Thursday, September 06, 2007

"My Name is Victoria Winters..."

As those of you familiar with my recent routine will understand, I've lately found myself sorely in need of a nightcap come bedtime. MPI Home Video's newly issued DARK SHADOWS THE BEGINNING - DVD COLLECTION 1 has been just the ticket. This set collects the first 35 B&W episodes of the long-running ABC-TV program, the first "suspense soap opera," which originally aired roughly a year before the vampire Barnabas Collins was introduced to the storyline. What we have here is like a contemporary version of an Ann Radcliffe novel: the gothic story of an orphaned adult, Victoria Winters, and her search for identity at a forbidding mansion in Maine, where she discovers her paternity to be only one of many mysteries and by no means the darkest.

Like many other kids of my generation, I used to run home from school to catch DARK SHADOWS in its heyday, but I didn't stick with it through its entire run. I started when the show started, drifted away when I discovered greater attractions than the mild mysteries it proferred that first year, and came back when I heard that vampires were stalking the stately halls of Collinwood. I was about 11 or 12 at the time and found the miniskirts and shapely legs of Kathryn Leigh Scott compelling viewing, even when Jonathan Frid wasn't baring his fangs. I've since seen individual episodes of later episodes and not gotten hooked all over again, and have been generally mystified by the whole phenomenon of DARK SHADOWS fandom. Nevertheless, I've always been curious to revisit these earliest episodes to see if they were really dull or just over my 10 year old head at the time.

To my amazement, I'm getting hooked.
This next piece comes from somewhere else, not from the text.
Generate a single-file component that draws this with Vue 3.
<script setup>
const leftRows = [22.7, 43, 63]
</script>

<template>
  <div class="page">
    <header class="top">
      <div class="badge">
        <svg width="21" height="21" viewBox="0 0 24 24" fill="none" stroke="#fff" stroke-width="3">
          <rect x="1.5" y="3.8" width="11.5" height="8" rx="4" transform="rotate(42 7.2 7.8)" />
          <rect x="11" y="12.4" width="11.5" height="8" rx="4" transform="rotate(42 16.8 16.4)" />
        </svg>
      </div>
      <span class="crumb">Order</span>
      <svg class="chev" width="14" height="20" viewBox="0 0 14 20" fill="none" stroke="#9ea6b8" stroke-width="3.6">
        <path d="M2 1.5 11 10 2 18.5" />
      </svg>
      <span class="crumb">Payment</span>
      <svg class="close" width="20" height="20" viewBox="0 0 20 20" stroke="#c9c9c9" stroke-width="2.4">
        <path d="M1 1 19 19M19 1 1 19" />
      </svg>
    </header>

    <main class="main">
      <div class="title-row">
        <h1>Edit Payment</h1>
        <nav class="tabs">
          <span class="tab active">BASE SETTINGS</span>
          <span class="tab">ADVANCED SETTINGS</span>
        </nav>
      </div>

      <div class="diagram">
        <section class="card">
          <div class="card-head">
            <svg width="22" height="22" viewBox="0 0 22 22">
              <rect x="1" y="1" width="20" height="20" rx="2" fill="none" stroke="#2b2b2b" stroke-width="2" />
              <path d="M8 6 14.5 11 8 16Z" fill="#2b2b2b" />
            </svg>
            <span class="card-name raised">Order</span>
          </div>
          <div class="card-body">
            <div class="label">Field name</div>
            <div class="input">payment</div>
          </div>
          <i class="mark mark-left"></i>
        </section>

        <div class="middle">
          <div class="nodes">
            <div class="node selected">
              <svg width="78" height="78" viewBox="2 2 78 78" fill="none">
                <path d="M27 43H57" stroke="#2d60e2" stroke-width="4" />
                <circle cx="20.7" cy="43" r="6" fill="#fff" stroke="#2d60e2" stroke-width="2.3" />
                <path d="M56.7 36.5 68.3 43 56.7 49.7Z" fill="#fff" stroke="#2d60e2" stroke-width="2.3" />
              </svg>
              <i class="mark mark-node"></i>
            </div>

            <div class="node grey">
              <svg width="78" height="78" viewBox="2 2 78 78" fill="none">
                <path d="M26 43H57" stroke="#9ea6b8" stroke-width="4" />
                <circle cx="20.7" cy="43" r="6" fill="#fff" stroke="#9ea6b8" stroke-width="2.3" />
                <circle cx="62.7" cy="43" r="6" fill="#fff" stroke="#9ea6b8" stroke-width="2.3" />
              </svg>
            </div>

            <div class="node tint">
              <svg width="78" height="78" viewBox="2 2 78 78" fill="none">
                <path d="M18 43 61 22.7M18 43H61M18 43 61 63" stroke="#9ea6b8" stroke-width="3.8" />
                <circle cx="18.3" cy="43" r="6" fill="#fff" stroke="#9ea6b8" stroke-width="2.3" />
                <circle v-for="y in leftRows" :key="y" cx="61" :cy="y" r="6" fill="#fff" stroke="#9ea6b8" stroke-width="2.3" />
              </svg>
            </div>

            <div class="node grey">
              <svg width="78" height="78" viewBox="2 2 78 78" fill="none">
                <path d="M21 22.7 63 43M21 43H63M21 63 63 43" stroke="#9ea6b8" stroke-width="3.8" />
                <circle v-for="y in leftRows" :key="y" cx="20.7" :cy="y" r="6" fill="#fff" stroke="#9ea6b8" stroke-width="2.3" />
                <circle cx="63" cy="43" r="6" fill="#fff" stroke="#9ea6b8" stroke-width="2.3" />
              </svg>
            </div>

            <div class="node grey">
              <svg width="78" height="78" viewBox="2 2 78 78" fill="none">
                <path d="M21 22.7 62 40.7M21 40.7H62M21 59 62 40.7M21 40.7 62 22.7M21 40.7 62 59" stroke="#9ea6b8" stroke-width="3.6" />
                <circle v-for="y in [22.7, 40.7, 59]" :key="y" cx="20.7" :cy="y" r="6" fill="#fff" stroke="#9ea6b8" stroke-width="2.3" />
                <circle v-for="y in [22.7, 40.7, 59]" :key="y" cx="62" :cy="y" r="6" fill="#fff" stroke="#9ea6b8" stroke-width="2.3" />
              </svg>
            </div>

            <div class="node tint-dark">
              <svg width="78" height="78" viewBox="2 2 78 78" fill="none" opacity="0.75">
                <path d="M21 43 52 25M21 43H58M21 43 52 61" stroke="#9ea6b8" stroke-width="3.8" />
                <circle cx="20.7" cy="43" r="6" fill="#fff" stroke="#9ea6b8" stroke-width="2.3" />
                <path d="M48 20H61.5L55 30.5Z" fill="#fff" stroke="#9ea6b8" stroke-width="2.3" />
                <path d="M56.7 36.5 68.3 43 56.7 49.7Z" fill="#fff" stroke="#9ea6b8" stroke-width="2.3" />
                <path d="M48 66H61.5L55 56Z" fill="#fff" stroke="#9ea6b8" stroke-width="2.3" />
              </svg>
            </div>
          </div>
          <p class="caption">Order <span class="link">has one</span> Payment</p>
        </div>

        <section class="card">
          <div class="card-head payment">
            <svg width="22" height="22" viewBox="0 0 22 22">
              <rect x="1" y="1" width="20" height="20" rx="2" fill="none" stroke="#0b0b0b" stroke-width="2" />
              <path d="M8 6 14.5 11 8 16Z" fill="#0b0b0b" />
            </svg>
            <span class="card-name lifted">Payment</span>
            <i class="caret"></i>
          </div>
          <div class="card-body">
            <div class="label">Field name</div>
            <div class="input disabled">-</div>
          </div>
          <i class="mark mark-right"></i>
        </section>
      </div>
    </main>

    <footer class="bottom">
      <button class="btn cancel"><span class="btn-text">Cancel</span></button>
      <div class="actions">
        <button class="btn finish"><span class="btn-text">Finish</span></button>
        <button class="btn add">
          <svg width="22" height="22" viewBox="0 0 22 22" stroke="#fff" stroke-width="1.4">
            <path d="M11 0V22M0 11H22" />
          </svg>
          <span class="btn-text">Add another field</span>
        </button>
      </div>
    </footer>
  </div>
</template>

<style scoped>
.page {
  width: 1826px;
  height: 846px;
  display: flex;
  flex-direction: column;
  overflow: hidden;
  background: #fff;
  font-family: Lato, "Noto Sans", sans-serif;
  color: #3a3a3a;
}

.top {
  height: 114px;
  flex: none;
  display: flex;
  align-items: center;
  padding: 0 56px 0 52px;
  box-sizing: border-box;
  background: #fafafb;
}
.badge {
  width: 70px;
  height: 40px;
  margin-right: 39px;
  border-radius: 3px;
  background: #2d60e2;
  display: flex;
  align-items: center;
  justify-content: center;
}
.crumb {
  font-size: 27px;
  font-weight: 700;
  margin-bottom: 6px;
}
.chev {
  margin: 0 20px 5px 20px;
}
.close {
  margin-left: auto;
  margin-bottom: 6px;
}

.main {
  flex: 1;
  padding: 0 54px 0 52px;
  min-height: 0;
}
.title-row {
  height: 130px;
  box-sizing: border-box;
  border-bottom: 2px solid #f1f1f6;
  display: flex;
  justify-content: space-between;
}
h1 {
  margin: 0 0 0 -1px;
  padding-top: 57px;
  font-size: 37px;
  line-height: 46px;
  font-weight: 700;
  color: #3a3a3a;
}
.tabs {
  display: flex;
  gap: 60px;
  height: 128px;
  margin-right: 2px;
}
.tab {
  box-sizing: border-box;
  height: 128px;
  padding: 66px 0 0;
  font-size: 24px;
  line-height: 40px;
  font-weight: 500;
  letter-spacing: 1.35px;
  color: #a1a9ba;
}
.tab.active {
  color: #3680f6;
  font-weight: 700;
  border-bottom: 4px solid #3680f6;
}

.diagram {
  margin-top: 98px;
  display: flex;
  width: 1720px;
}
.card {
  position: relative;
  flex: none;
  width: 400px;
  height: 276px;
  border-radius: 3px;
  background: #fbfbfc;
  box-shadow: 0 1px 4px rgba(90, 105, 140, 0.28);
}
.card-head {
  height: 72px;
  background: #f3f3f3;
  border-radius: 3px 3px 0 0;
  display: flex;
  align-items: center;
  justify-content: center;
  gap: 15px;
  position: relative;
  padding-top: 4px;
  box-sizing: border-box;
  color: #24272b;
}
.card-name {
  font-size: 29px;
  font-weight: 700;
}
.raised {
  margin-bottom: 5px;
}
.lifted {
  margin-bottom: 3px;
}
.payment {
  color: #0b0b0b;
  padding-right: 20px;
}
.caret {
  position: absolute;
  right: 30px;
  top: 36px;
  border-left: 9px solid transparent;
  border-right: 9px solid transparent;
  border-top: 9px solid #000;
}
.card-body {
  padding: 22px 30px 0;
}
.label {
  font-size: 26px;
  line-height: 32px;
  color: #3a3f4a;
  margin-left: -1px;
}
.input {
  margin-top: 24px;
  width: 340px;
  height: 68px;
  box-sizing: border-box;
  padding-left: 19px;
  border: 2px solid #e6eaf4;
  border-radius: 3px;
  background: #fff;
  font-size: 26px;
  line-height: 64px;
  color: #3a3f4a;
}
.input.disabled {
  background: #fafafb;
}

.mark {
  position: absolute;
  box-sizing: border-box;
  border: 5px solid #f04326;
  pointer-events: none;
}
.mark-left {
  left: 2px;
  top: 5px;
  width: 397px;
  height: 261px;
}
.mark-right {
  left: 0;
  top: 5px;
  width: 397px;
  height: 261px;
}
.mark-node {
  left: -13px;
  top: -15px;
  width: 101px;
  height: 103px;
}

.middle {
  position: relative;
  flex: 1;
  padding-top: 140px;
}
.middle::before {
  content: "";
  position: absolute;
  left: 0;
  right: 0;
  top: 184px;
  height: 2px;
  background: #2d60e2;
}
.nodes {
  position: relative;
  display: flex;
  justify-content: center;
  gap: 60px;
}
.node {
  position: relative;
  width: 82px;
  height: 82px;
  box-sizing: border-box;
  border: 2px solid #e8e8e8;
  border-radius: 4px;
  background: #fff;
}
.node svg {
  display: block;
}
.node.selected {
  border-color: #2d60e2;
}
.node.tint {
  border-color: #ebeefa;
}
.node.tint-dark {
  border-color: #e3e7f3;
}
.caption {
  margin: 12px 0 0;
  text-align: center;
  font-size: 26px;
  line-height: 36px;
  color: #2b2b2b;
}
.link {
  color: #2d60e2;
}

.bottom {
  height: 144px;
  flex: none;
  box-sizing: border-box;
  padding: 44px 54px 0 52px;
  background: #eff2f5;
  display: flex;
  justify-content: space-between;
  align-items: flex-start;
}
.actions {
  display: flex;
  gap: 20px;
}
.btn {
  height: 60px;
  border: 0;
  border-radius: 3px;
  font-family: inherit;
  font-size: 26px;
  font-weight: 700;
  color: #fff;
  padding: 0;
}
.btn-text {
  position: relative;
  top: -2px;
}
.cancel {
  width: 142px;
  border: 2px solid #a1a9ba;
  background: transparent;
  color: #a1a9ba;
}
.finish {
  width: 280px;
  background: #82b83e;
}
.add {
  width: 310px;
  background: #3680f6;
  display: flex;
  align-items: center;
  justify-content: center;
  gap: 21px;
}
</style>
I went through periods of addiction to the CBS-TV soaps GUIDING LIGHT and AS THE WORLD TURNS back in the 1970s, and I have to say that DARK SHADOWS works much like other soaps have worked in my experience. The storyline is not particularly captivating, however, over time, one begins to see through the characters to the people underneath; consequently, one becomes extraordinarily sympathetic to the actors, working under obvious stress (live on videotape), and it is the company of their struggle, the hope we share with them for their occasional triumph, that becomes irresistable. There is also a good deal of cleverness to how the show stretches the most minor of plot points over several episodes, if not several weeks, introducing new bait just before it grudgingly allows the old bait to slide off the hook.

Alexandra Moltke, who plays Victoria Winters, has an interesting dark Irish face poised between blandness and classical beauty, and the scrappy pluck she brings to her performance is winning. David Henesy, who plays a troubled nine-year-old in her charge, is a talented child actor who also has an often-uncorrected tendency to glower into the cameras until his good work becomes risible. Joan Bennett, the star of the show, is properly imperious and cold but, nearly 30 episodes in, I'm still looking for chinks in her armor that might make her at least moderately interesting. Her character is said to have never left Collinwood in over 18 years, but one episode opens with her entering the house from a trip outside. Bennett also has an amusing tendency, in her telephone scenes, to leave no ellipses in her lines to allow for what the person calling might have to say. Louis Edmonds, as the schizo arrogant/avuncular Roger Collins, is a hoot; he's probably the best actor in these early shows and, while it's usually easy to tell when he wanders off-script, he engineers the most graceful rescues for himself and his co-stars you can imagine. It's interesting for me, too, as a longtime admirer, to be reminded of how Kathryn Leigh Scott's Maggie Evans character was first introduced as a blonde-wigged, working class waitress at the hotel greasy spoon; she becomes a warmer, more interesting presence when she loses the wig in Episode 19. And, unapologetic fanboy that I can sometimes be, every time I see Mitchell Ryan, I find myself thinking what a great Nick Fury he might have been. Now-familiar faces I don't normally associate with the series have also been turning up in bit parts: Conrad Bain, Elizabeth Wilson, Barnard Hughes.

Each episode begins with a chalkboard shot that gives the dates of recording and broadcast (generally two weeks apart). In one of these, Nancy Barrett (who plays the cute, blonde, adventure-seeking daughter of Bennett's character) can be seen walking to her mark for the opening scene and vigorously scrubbing at her front teeth with a finger. It's moments such as this that distill the joy of watching DARK SHADOWS and keep me watching. It's really theater rather than television drama, a kind of rough sketch that gives us just enough material to complete in our heads, to fantasize about, to dream on. Perhaps that's why they keep remaking it. Word is going around that Johnny Depp is going to play Barnabas Collins in a blockbuster feature remake; if he gets it wrong, you can bet your sharpened dentures it won't be the last attempt.

In the meantime, DARK SHADOWS THE BEGINNING makes for compulsive, fun, and (I would argue) multi-layered viewing; I can go through three or four in a sitting and wonder where the time went. Full review forthcoming in a future VIDEO WATCHDOG.